Exercise prompt
From the entries below, copy exactly the lines from the one that contains "Clone this screenshot in React and" through the one that contains "const links = ['Home', 'About', 'Login', 'Register', 'Photos'];", both included, and only those.

Provided information
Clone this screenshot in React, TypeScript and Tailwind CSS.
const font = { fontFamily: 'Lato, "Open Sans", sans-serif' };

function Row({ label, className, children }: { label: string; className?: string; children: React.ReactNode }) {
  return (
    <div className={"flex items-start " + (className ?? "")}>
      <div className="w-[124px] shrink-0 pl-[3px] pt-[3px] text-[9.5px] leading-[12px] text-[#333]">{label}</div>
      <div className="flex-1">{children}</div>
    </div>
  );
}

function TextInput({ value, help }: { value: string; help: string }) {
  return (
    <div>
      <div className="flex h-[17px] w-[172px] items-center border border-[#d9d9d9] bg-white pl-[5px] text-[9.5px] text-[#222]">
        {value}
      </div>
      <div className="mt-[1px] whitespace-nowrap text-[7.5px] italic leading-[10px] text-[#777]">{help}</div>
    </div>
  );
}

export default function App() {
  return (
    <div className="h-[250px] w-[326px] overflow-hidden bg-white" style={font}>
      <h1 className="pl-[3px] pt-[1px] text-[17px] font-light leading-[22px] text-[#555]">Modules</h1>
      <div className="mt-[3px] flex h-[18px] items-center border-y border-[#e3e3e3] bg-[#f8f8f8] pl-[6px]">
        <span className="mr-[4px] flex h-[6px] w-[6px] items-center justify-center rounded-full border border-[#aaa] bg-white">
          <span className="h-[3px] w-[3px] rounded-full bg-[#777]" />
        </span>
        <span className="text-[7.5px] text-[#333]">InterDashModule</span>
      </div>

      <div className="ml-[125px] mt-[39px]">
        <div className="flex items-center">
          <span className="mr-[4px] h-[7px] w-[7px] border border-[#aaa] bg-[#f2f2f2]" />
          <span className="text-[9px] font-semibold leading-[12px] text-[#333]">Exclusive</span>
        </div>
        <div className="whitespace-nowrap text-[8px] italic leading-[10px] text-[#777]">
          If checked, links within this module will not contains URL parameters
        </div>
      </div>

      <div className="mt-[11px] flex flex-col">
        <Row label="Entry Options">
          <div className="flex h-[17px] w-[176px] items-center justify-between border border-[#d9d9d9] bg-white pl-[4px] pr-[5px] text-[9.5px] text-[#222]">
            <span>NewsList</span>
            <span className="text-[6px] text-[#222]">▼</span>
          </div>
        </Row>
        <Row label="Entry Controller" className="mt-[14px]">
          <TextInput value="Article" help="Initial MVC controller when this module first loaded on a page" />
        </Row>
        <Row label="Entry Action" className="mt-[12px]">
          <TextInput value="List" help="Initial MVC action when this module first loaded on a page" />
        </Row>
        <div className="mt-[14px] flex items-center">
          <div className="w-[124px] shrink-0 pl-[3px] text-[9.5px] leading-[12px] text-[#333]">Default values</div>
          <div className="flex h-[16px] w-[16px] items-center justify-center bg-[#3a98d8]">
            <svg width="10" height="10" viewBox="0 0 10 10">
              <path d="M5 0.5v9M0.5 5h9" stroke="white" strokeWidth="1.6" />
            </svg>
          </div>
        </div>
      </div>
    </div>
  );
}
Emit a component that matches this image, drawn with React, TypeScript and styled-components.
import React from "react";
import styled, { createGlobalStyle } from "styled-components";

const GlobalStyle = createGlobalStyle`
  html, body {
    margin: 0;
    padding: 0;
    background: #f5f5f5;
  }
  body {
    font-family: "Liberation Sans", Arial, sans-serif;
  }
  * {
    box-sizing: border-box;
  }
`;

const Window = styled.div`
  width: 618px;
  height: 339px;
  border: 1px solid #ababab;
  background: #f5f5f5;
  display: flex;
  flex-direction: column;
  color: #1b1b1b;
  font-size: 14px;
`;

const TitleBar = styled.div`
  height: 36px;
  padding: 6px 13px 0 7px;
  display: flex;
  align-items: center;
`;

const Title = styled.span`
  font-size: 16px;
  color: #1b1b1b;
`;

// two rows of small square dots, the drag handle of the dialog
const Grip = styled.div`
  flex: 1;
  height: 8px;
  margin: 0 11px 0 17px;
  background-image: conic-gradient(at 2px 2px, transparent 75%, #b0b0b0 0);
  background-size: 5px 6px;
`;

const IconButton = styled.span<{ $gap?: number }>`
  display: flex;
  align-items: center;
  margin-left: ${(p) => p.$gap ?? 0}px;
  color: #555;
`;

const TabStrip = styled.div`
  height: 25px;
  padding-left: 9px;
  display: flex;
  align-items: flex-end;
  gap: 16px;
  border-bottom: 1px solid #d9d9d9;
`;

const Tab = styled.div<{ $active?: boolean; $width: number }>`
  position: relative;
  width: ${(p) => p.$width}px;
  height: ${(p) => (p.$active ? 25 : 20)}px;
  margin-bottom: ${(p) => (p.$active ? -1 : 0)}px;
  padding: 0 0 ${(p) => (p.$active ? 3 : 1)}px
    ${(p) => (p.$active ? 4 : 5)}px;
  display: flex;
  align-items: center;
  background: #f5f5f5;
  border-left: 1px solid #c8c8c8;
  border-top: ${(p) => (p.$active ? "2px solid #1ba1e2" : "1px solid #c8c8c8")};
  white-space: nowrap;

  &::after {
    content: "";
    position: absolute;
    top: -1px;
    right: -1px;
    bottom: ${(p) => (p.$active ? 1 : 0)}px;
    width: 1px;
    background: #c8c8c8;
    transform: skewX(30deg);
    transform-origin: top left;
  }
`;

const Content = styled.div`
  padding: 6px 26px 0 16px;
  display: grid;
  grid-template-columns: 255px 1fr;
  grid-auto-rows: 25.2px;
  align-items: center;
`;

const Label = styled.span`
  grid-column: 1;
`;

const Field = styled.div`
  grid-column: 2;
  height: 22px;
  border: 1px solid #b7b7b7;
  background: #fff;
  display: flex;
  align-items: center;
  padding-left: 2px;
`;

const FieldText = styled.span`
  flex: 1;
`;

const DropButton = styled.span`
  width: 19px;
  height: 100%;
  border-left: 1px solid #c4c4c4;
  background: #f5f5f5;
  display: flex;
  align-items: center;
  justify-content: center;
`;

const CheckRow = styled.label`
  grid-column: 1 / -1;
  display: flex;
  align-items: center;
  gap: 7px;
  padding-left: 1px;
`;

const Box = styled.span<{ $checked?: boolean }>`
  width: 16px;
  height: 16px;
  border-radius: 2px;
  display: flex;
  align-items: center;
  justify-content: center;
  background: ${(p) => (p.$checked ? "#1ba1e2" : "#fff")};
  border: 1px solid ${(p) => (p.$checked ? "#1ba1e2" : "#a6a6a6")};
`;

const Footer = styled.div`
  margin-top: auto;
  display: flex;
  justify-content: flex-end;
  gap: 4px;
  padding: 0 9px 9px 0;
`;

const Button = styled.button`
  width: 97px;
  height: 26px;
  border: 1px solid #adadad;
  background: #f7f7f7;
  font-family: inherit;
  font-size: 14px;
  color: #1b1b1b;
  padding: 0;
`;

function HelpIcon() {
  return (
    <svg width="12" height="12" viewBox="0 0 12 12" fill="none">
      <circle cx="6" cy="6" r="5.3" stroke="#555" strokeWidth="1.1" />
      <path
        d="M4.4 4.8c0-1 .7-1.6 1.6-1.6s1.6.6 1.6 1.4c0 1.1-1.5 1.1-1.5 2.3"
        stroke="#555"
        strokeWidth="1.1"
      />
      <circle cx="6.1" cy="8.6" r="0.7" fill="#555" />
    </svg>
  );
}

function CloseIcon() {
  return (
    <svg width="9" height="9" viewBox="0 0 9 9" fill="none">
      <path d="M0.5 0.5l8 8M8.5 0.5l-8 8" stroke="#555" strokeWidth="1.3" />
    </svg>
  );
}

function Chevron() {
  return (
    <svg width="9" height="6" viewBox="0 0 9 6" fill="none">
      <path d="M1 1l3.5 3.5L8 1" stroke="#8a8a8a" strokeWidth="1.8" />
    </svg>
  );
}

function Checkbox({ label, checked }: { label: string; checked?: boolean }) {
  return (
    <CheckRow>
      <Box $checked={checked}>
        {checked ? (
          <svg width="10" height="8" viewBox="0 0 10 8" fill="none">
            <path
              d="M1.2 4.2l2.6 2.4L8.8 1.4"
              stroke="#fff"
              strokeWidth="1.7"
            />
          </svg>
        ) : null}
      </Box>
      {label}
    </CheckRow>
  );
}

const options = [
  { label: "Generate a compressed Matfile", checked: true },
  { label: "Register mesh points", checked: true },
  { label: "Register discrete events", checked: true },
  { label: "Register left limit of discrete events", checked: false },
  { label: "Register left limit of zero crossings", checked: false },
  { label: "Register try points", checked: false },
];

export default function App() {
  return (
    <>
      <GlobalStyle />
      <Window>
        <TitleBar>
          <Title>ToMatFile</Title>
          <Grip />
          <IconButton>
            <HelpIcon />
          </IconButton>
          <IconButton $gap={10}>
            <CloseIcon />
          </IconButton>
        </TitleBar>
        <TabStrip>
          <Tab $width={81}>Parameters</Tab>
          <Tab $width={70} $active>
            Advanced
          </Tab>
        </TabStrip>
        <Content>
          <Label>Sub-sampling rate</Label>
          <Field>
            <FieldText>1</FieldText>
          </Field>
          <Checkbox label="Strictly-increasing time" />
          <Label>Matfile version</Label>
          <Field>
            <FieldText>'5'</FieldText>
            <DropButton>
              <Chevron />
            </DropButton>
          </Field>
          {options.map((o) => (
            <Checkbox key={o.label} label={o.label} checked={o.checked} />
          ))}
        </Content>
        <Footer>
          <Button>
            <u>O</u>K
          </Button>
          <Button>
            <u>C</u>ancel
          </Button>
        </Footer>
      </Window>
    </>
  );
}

---

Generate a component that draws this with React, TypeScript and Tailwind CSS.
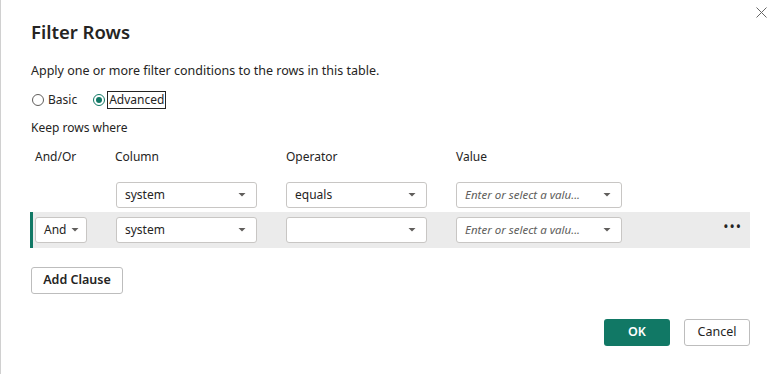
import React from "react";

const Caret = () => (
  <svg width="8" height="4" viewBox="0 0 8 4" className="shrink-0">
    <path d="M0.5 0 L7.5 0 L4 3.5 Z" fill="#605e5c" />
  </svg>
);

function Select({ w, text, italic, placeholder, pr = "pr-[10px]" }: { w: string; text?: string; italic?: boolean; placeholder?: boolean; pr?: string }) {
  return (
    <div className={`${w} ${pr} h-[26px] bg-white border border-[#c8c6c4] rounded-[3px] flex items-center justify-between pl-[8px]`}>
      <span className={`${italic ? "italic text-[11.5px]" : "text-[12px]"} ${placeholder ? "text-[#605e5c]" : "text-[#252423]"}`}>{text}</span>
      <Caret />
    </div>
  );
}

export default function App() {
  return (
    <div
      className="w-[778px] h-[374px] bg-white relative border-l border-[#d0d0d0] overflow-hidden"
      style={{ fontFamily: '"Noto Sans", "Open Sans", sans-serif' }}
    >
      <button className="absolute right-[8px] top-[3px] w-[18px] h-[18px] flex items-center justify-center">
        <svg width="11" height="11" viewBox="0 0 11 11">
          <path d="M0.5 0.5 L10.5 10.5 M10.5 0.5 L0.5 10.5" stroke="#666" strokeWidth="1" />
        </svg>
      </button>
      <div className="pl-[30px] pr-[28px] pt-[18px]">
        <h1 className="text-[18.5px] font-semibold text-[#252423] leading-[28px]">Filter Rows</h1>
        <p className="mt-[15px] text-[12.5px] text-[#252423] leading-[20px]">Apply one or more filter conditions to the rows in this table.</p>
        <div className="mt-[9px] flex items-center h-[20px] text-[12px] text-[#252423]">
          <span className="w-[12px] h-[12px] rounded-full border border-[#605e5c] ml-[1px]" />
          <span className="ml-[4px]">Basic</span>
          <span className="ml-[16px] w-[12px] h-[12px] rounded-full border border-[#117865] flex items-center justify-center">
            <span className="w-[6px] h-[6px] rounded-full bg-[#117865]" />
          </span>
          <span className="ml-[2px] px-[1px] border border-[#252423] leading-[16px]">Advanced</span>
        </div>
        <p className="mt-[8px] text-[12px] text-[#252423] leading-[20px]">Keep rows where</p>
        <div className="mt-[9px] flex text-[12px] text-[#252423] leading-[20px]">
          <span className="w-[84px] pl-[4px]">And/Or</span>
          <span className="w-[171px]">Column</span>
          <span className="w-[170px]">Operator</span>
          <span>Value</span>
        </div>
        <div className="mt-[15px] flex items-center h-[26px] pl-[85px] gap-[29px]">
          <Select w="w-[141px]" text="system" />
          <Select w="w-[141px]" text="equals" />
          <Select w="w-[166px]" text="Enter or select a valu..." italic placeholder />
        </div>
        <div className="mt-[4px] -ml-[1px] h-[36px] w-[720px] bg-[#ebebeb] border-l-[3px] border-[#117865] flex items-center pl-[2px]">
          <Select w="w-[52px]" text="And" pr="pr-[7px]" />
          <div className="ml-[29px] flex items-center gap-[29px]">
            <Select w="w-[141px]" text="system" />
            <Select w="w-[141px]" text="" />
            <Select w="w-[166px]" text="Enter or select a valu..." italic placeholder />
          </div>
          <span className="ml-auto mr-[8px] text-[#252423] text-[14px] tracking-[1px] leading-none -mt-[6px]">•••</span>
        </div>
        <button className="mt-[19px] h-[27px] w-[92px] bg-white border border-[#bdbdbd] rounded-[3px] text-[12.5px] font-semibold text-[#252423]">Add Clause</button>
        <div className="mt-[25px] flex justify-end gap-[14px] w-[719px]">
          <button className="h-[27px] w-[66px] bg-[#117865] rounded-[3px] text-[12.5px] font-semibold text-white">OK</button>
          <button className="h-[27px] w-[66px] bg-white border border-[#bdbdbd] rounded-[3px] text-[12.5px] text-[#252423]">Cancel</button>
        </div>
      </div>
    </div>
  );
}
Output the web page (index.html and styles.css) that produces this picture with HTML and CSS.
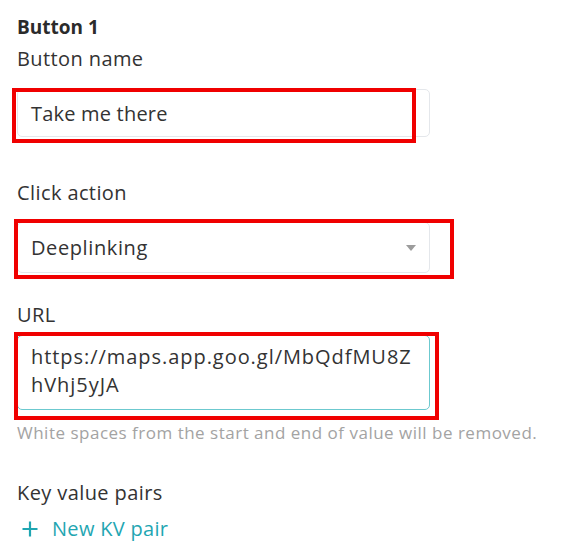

* * *

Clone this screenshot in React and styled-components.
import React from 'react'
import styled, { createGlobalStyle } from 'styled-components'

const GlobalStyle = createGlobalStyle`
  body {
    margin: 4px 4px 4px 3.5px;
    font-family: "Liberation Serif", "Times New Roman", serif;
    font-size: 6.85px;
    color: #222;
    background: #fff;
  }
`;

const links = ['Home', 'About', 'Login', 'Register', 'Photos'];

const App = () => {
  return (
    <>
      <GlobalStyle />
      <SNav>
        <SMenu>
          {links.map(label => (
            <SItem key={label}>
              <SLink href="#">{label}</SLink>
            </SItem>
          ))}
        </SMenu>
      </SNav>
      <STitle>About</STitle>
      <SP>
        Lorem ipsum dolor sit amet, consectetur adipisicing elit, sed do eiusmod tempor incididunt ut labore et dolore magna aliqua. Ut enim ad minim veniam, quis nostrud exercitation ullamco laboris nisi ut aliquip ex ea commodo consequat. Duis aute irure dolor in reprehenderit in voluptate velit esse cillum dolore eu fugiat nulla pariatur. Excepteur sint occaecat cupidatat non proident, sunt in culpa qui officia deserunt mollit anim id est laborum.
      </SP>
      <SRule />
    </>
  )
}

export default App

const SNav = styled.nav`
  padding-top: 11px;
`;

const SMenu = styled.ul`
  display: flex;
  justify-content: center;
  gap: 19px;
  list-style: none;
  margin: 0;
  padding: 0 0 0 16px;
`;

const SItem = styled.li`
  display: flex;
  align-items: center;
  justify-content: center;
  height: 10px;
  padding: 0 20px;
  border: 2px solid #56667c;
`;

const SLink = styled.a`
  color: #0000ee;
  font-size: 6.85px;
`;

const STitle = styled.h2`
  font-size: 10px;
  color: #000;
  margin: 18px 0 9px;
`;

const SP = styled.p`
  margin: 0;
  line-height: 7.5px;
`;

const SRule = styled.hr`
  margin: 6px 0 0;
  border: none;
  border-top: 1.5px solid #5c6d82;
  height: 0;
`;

Written answer
Clone this screenshot in React and styled-components.
import React from 'react'
import styled, { createGlobalStyle } from 'styled-components'

const GlobalStyle = createGlobalStyle`
  body {
    margin: 4px 4px 4px 3.5px;
    font-family: "Liberation Serif", "Times New Roman", serif;
    font-size: 6.85px;
    color: #222;
    background: #fff;
  }
`;

const links = ['Home', 'About', 'Login', 'Register', 'Photos'];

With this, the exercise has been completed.